The same thing most definitely applies to the lemons we grow. Though this year it was lemon, singular. Used in G&Ts it was zingier, several steps up the citric ladder. A friend and neighbour has been doing this for longer, and her harvest is a good bagful of fruits every year, so we hope our tree will become more productive in the not too distant.


It has to be acknowledged that some of the fun of growing such things is the showing off. So I'm going to do a bit (more) of that now by listing a few: we will shortly be harvesting a few tomatillos; the next flush of Physalis will be ready in a week or thereabouts; though this year we have had no fruits, we have had limes and apricots in the past, and the trees are looking healthy; we had one delicious fig a month back. If chilies count as exotic (and they probably don't) then we can add them to the list - this year, starting from seed, we have grown a dozen plants or so and harvested scores already (some dried for later, some eaten fresh) with hundreds to come. They're the exception to the economic viability rule, a £1 pack of seeds yielding several pounds-worth of fruits. But they also demonstrate the culinary advantages of this activity - we have purple, red, yellow and green ones; some are fruity and mild; some hot as Hades; and some have rather thicker flesh than anything in the supermarket packets, tempting you to damn the burn and just eat them like fruits.
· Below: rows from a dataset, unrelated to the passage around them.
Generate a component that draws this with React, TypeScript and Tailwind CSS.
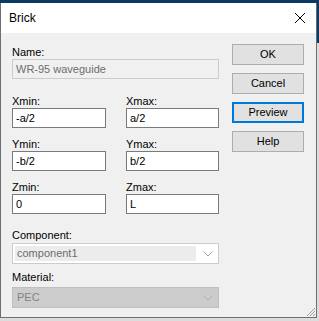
import React from 'react';

const font = { fontFamily: '"Liberation Sans", Arial, sans-serif' };

const Label: React.FC<{ text: string; className?: string }> = ({ text, className = '' }) => (
  <div className={`h-[13px] leading-[13px] text-[11px] text-black ${className}`}>{text}</div>
);

const Field: React.FC<{ value: string }> = ({ value }) => (
  <div className="h-[20px] border border-[#7a7a7a] bg-white px-[3px] text-[11px] leading-[18px] text-black">
    {value}
  </div>
);

const Chevron: React.FC<{ color: string }> = ({ color }) => (
  <svg width="10" height="6" viewBox="0 0 10 6" className="shrink-0">
    <path d="M0.5 0.5 L5 5 L9.5 0.5" fill="none" stroke={color} strokeWidth="1" />
  </svg>
);

const Btn: React.FC<{ text: string; focused?: boolean }> = ({ text, focused }) => (
  <button
    className={`h-[21px] w-[72px] bg-[#e1e1e1] text-[11px] text-black ${
      focused ? 'border-2 border-[#0078d7]' : 'border border-[#adadad]'
    }`}
  >
    {text}
  </button>
);

export default function App() {
  return (
    <div className="h-[321px] w-[319px] overflow-hidden bg-[#dcdcdc]" style={font}>
      <div className="h-[3px] bg-[#0b3b62]" />
      <div className="flex">
        <div className="flex h-[315px] w-[317px] flex-col border-x border-b border-[#6e6e6e] bg-[#f0f0f0]">
          {/* title bar */}
          <div className="flex h-[30px] items-center justify-between bg-white pl-[8px] pr-[9px]">
            <span className="text-[12px] text-black">Brick</span>
            <svg width="10" height="10" viewBox="0 0 10 10" className="mr-[2px]">
              <path d="M0 0 L10 10 M10 0 L0 10" stroke="#000" strokeWidth="1" />
            </svg>
          </div>

          {/* body */}
          <div className="relative flex flex-1 pl-[11px]">
            <div className="w-[207px] pt-[13px]">
              <Label text="Name:" />
              <div className="h-[20px] border border-[#cccccc] bg-[#f0f0f0] px-[3px] text-[11px] leading-[18px] text-[#6d6d6d]">
                WR-95 waveguide
              </div>

              <div className="mt-[16px] grid grid-cols-[94px_93px] gap-x-[20px] gap-y-[10px]">
                <div>
                  <Label text="Xmin:" />
                  <Field value="-a/2" />
                </div>
                <div>
                  <Label text="Xmax:" />
                  <Field value="a/2" />
                </div>
                <div>
                  <Label text="Ymin:" />
                  <Field value="-b/2" />
                </div>
                <div>
                  <Label text="Ymax:" />
                  <Field value="b/2" />
                </div>
                <div>
                  <Label text="Zmin:" />
                  <Field value="0" />
                </div>
                <div>
                  <Label text="Zmax:" />
                  <Field value="L" />
                </div>
              </div>

              <Label text="Component:" className="mt-[15px]" />
              <div className="mt-[1px] flex h-[21px] items-center border border-[#cccccc] bg-white pl-[2px] pr-[5px]">
                <div className="flex h-[15px] flex-1 items-center bg-[#ececec] px-[2px] text-[11px] text-[#6d6d6d]">
                  component1
                </div>
                <div className="flex w-[17px] justify-end">
                  <Chevron color="#a0a0a0" />
                </div>
              </div>

              <Label text="Material:" className="mt-[7px]" />
              <div className="mt-[3px] flex h-[21px] items-center justify-between border border-[#bfbfbf] bg-[#cccccc] pl-[4px] pr-[5px]">
                <span className="text-[11px] text-[#838383]">PEC</span>
                <Chevron color="#b0b0b0" />
              </div>
            </div>

            <div className="ml-[13px] flex flex-col gap-[8px] pt-[11px]">
              <Btn text="OK" />
              <Btn text="Cancel" />
              <Btn text="Preview" focused />
              <Btn text="Help" />
            </div>

            {/* resize grip */}
            <svg width="11" height="11" viewBox="0 0 11 11" className="absolute bottom-0 right-0">
              <path d="M10 2 L2 10 M10 5 L5 10 M10 8 L8 10" stroke="#a0a0a0" strokeWidth="1" />
            </svg>
          </div>
        </div>
        <div className="h-[40px] w-[2px] bg-[#0b3b62]" />
      </div>
    </div>
  );
}
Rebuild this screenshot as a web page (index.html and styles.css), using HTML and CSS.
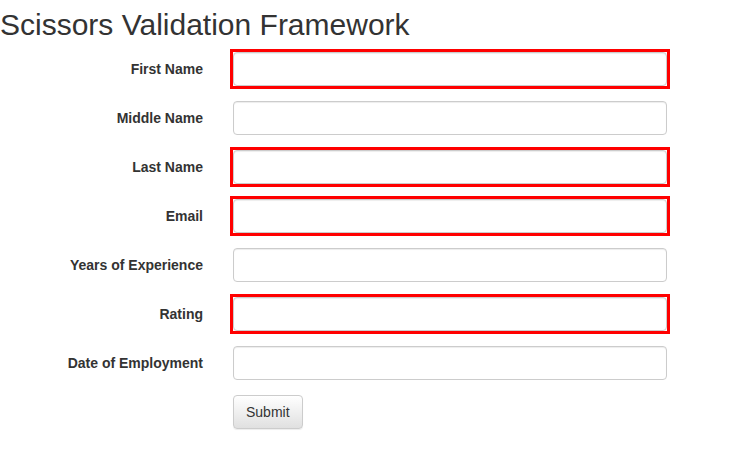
FILE: index.html
```html
<!DOCTYPE html>
<html>
<head>
<meta charset="utf-8">
<link rel="stylesheet" href="styles.css">
</head>
<body>
<h2 class="title">Scissors Validation Framework</h2>
<form class="form">
  <div class="row"><label class="lbl">First Name</label><div class="ctl"><div class="invalid"><input class="inp" type="text"></div></div></div>
  <div class="row"><label class="lbl">Middle Name</label><div class="ctl"><input class="inp" type="text"></div></div>
  <div class="row"><label class="lbl">Last Name</label><div class="ctl"><div class="invalid"><input class="inp" type="text"></div></div></div>
  <div class="row"><label class="lbl">Email</label><div class="ctl"><div class="invalid"><input class="inp" type="text"></div></div></div>
  <div class="row"><label class="lbl">Years of Experience</label><div class="ctl"><input class="inp" type="text"></div></div>
  <div class="row"><label class="lbl">Rating</label><div class="ctl"><div class="invalid"><input class="inp" type="text"></div></div></div>
  <div class="row"><label class="lbl">Date of Employment</label><div class="ctl"><input class="inp" type="text"></div></div>
  <div class="row"><div class="lbl"></div><div class="ctl"><button class="btn" type="button">Submit</button></div></div>
</form>
</body>
</html>
```
FILE: styles.css
```css
* { box-sizing: border-box; }
body {
  margin: 0;
  font-family: "Liberation Sans", Arial, Helvetica, sans-serif;
  font-size: 14px;
  line-height: 1.42857;
  color: #333;
  background: #fff;
}
.title {
  margin: 8px 0 11px 0;
  font-size: 30px;
  font-weight: 500;
  line-height: 1.1;
}
.form { display: block; }
.row {
  display: grid;
  grid-template-columns: 218px 464px;
  margin-bottom: 15px;
}
.lbl {
  padding: 8px 15px 0 0;
  text-align: right;
  font-weight: bold;
}
.ctl { padding: 0 15px; }
.inp {
  display: block;
  width: 100%;
  height: 34px;
  padding: 6px 12px;
  font: inherit;
  border: 1px solid #ccc;
  border-radius: 4px;
  background: #fff;
  box-shadow: inset 0 1px 1px rgba(0,0,0,.075);
}
.invalid { outline: 3px solid #f00; }
.btn {
  display: inline-block;
  padding: 7px 12px 5px;
  height: 34px;
  font: inherit;
  color: #333;
  border: 1px solid #ccc;
  border-radius: 4px;
  background: linear-gradient(to bottom, #fff 0, #e0e0e0 100%);
  box-shadow: inset 0 1px 0 rgba(255,255,255,.15), 0 1px 1px rgba(0,0,0,.075);
}
```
Ever the optimists we have other projects on the go: Morels and truffles (though they may never appear) in two spots of the garden; two Szechuan pepper plants looking very healthy indeed; and our Kiwis. Ah, our Kiwis. One vine is about 12 feet high, has been established for maybe eight or nine years, looks great, and has never yet produced a fruit. It was sold as self-fertile, but clearly isn't, so we've now bought two others (belt and braces) of different types in the hope that one day... Ever the optimists indeed.